Manuka or Tea Tree is a shrub or small tree native to southeast Australia and New Zealand. It is particularly common in Tasmania, Victoria and New South Wales and on the drier east coasts of New Zealand. Manuka is the name used in New Zealand, and Tea Tree is a common name in Australia because Captain Cook used the leaves to make a tea drink.
It is a prolific scrub-type tree and is often one of the first species to regenerate on cleared land. It is typically a shrub but can grow into a moderately sized tree, up to 40 feet in height. It is evergreen, with dense branching and small leaves. The flowers are white, occasionally pink, with five petals. The wood is tough and hard, and was often used for tool handles.
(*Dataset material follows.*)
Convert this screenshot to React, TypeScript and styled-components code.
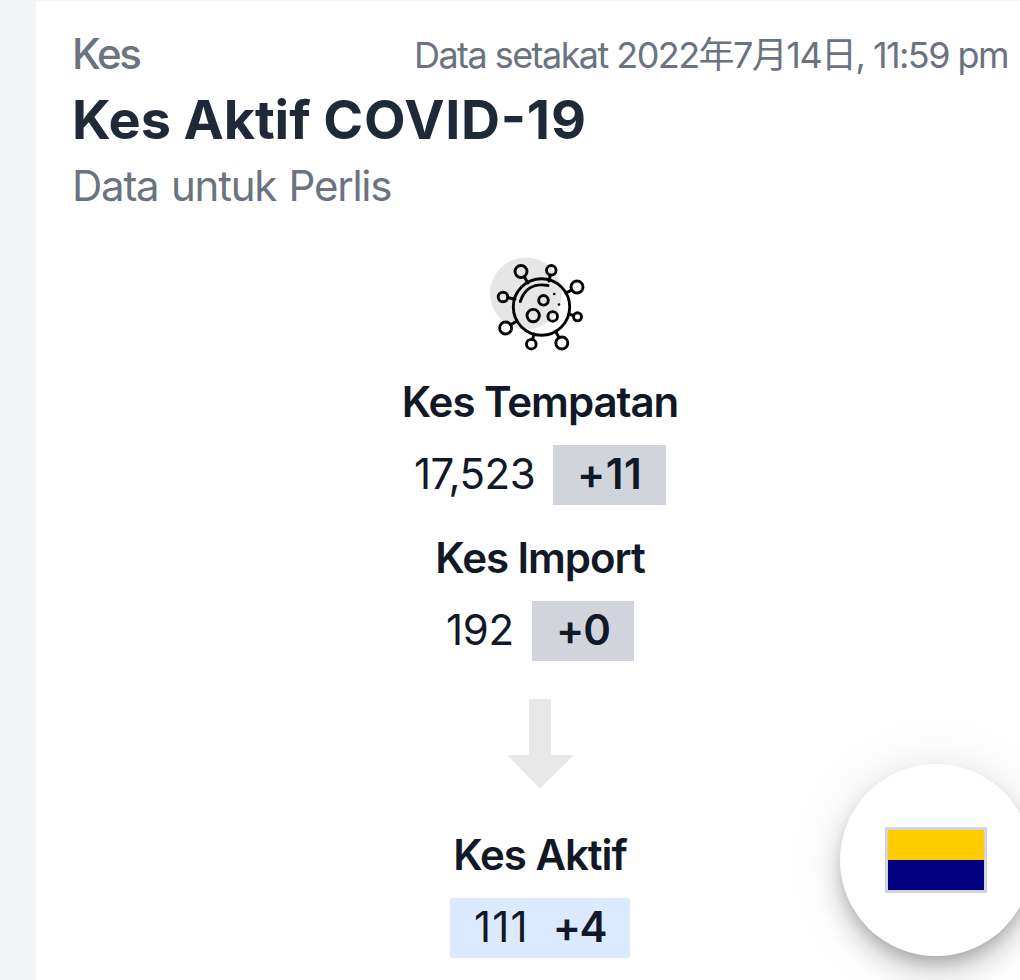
import React from "react";
import styled, { createGlobalStyle } from "styled-components";

const GlobalStyle = createGlobalStyle`
  *, *::before, *::after { box-sizing: border-box; }
  body {
    margin: 0;
    background: #f3f4f6;
    overflow: hidden;
    font-family: Inter, "Noto Sans CJK JP", sans-serif;
    font-feature-settings: "calt" 0;
    color: #111827;
  }
  p, h1, h2 { margin: 0; font-weight: 400; }
`;

const Page = styled.main`
  width: 100vw;
  height: 100vh;
  overflow: hidden;
  background: #f3f4f6;
`;

const Card = styled.section`
  width: 1008px;
  height: 1100px;
  margin: 1px 0 0 36px;
  padding: 23px 36px 0;
  background: #fff;
  white-space: nowrap;
`;

const TopRow = styled.div`
  display: flex;
  justify-content: space-between;
  align-items: center;
  height: 60px;
  color: #6b7280;
`;

const Category = styled.p`
  font-size: 42px;
  line-height: 60px;
  font-weight: 500;
  letter-spacing: -0.055em;
`;

const Timestamp = styled.p`
  padding-top: 2px;
  font-size: 36px;
  line-height: 60px;
  letter-spacing: -1.56px;
`;

const Title = styled.h1`
  font-size: 54px;
  line-height: 72px;
  font-weight: 700;
  letter-spacing: -0.1px;
  font-feature-settings: "calt" 1;
  color: #1f2937;
`;

const Tracked = styled.span<{ $tracking: number }>`
  letter-spacing: ${(p) => p.$tracking}px;
`;

const Subtitle = styled.p`
  font-size: 42px;
  line-height: 60px;
  letter-spacing: -1.25px;
  word-spacing: 2px;
  color: #6b7280;
`;

const Flow = styled.div`
  display: flex;
  flex-direction: column;
  align-items: center;
  padding-top: 41px;
  font-size: 42px;
  line-height: 60px;
`;

const VirusIcon = styled.svg`
  display: block;
  width: 96px;
  height: 96px;
  margin-bottom: 19px;
`;

const ArrowIcon = styled.svg`
  display: block;
  width: 96px;
  height: 96px;
  margin: 13px 0 32px;
`;

const Stat = styled.div`
  display: flex;
  flex-direction: column;
  align-items: center;
  gap: 13px;
  margin-bottom: 23px;
`;

const StatLabel = styled.h2`
  font-size: 42px;
  line-height: 60px;
  font-weight: 600;
  letter-spacing: -0.025em;
`;

const Figures = styled.div<{ $highlight?: boolean }>`
  display: flex;
  gap: ${(p) => (p.$highlight ? 0 : 18)}px;
  height: 60px;
  line-height: 58px;
  padding-left: ${(p) => (p.$highlight ? 24 : 0)}px;
  border-radius: ${(p) => (p.$highlight ? 3 : 0)}px;
  background: ${(p) => (p.$highlight ? "#dbeafe" : "transparent")};
`;

const Change = styled.strong<{ $plain?: boolean; $tracking: number }>`
  padding: 0 24px;
  font-weight: 600;
  letter-spacing: ${(p) => p.$tracking}px;
  background: ${(p) => (p.$plain ? "transparent" : "#d1d5db")};
`;

const StateButton = styled.button`
  position: fixed;
  left: 840px;
  top: 764px;
  display: flex;
  align-items: center;
  justify-content: center;
  width: 192px;
  height: 192px;
  padding: 0;
  border: 0;
  border-radius: 50%;
  background: #fff;
  box-shadow: 0 9px 15px -3px rgba(0, 0, 0, 0.2), 0 18px 30px rgba(0, 0, 0, 0.14),
    0 3px 54px rgba(0, 0, 0, 0.12);
`;

const Flag = styled.span`
  display: block;
  width: 102px;
  height: 66px;
  border: 3px solid #d1d5db;
  background: linear-gradient(#ffcc00 0 50%, #000080 50%);
`;

const nodes = [
  [31, 16.5, 6, 38, 28],
  [61.3, 15.3, 4.8, 59, 26],
  [87, 32, 6, 76, 38],
  [13, 42, 4.8, 25, 44],
  [87.5, 61.8, 4, 79, 59],
  [15.6, 73, 6, 27, 66],
  [41.3, 89.2, 4.8, 44, 79],
  [71.8, 88, 6, 66, 77],
];

export default function App() {
  return (
    <>
      <GlobalStyle />
      <Page>
        <Card>
          <TopRow>
            <Category>Kes</Category>
            <Timestamp>Data setakat 2022年7月14日, 11:59 pm</Timestamp>
          </TopRow>
          <Title>
            Kes Aktif <Tracked $tracking={0.75}>COVID-19</Tracked>
          </Title>
          <Subtitle>Data untuk Perlis</Subtitle>
          <Flow>
            <VirusIcon viewBox="2 2 96 96" fill="none" stroke="#050505" strokeWidth="2.9" strokeLinecap="round" overflow="visible">
              <circle cx="36" cy="38.5" r="36" fill="#e6e6e6" stroke="none" />
              {nodes.map(([x, y, r, tx, ty]) => {
                const d = Math.hypot(tx - x, ty - y);
                return (
                  <g key={`${x}-${y}`}>
                    <circle cx={x} cy={y} r={r} />
                    <path d={`M${x + ((tx - x) * r) / d} ${y + ((ty - y) * r) / d}L${tx} ${ty}`} />
                  </g>
                );
              })}
              <circle cx="51.5" cy="52" r="28.2" />
              <path d="M30.3 46.5C34 35 43 27.5 58 30.5" />
              <circle cx="53.5" cy="45.3" r="4.8" />
              <circle cx="43.2" cy="60.6" r="6.2" />
              <circle cx="62.7" cy="61.4" r="4.8" />
              <circle cx="64.2" cy="39" r="1.3" fill="#050505" stroke="none" />
              <circle cx="69" cy="49.5" r="1.3" fill="#050505" stroke="none" />
            </VirusIcon>
            <Stat>
              <StatLabel>Kes Tempatan</StatLabel>
              <Figures>
                <Tracked $tracking={-0.5}>17,523</Tracked>
                <Change $tracking={0.4}>+11</Change>
              </Figures>
            </Stat>
            <Stat>
              <StatLabel>Kes Import</StatLabel>
              <Figures>
                <Tracked $tracking={-0.3}>192</Tracked>
                <Change $tracking={-1}>+0</Change>
              </Figures>
            </Stat>
            <ArrowIcon viewBox="0 0 96 96">
              <path d="M37 2H59V58H82L48 91.5L15 58H37Z" fill="#e8e8e8" />
            </ArrowIcon>
            <Stat>
              <StatLabel>Kes Aktif</StatLabel>
              <Figures $highlight>
                <Tracked $tracking={1.2}>111</Tracked>
                <Change $plain $tracking={-1.5}>+4</Change>
              </Figures>
            </Stat>
          </Flow>
        </Card>
        <StateButton aria-label="Perlis">
          <Flag />
        </StateButton>
      </Page>
    </>
  );
}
Manuka sawdust imparts a delicious flavour when used for smoking meats and fish.
Manuka products have high antibacterial potency for a limited spectrum of bacteria and are widely available in New Zealand. Similar properties led the Maori to use parts of the plant as natural medicine. Kakariki parakeets use the leaves and bark of Manuka to rid themselves of parasites. Apart from ingesting the material, they also chew it, mix it with preen gland oil and apply it to their feathers.
Manuka honey, produced when honeybees gather the nectar from its flowers, is distinctively flavoured, darker and richer in taste than clover honey and has strong antibacterial and antifungal properties. The finest quality Manuka honey with the most potent antimicrobial properties is produced from hives placed in wild, uncultivated areas with abundant growth of Manuka bushes. However a very limited number of scientific studies have been performed to verify its efficacy.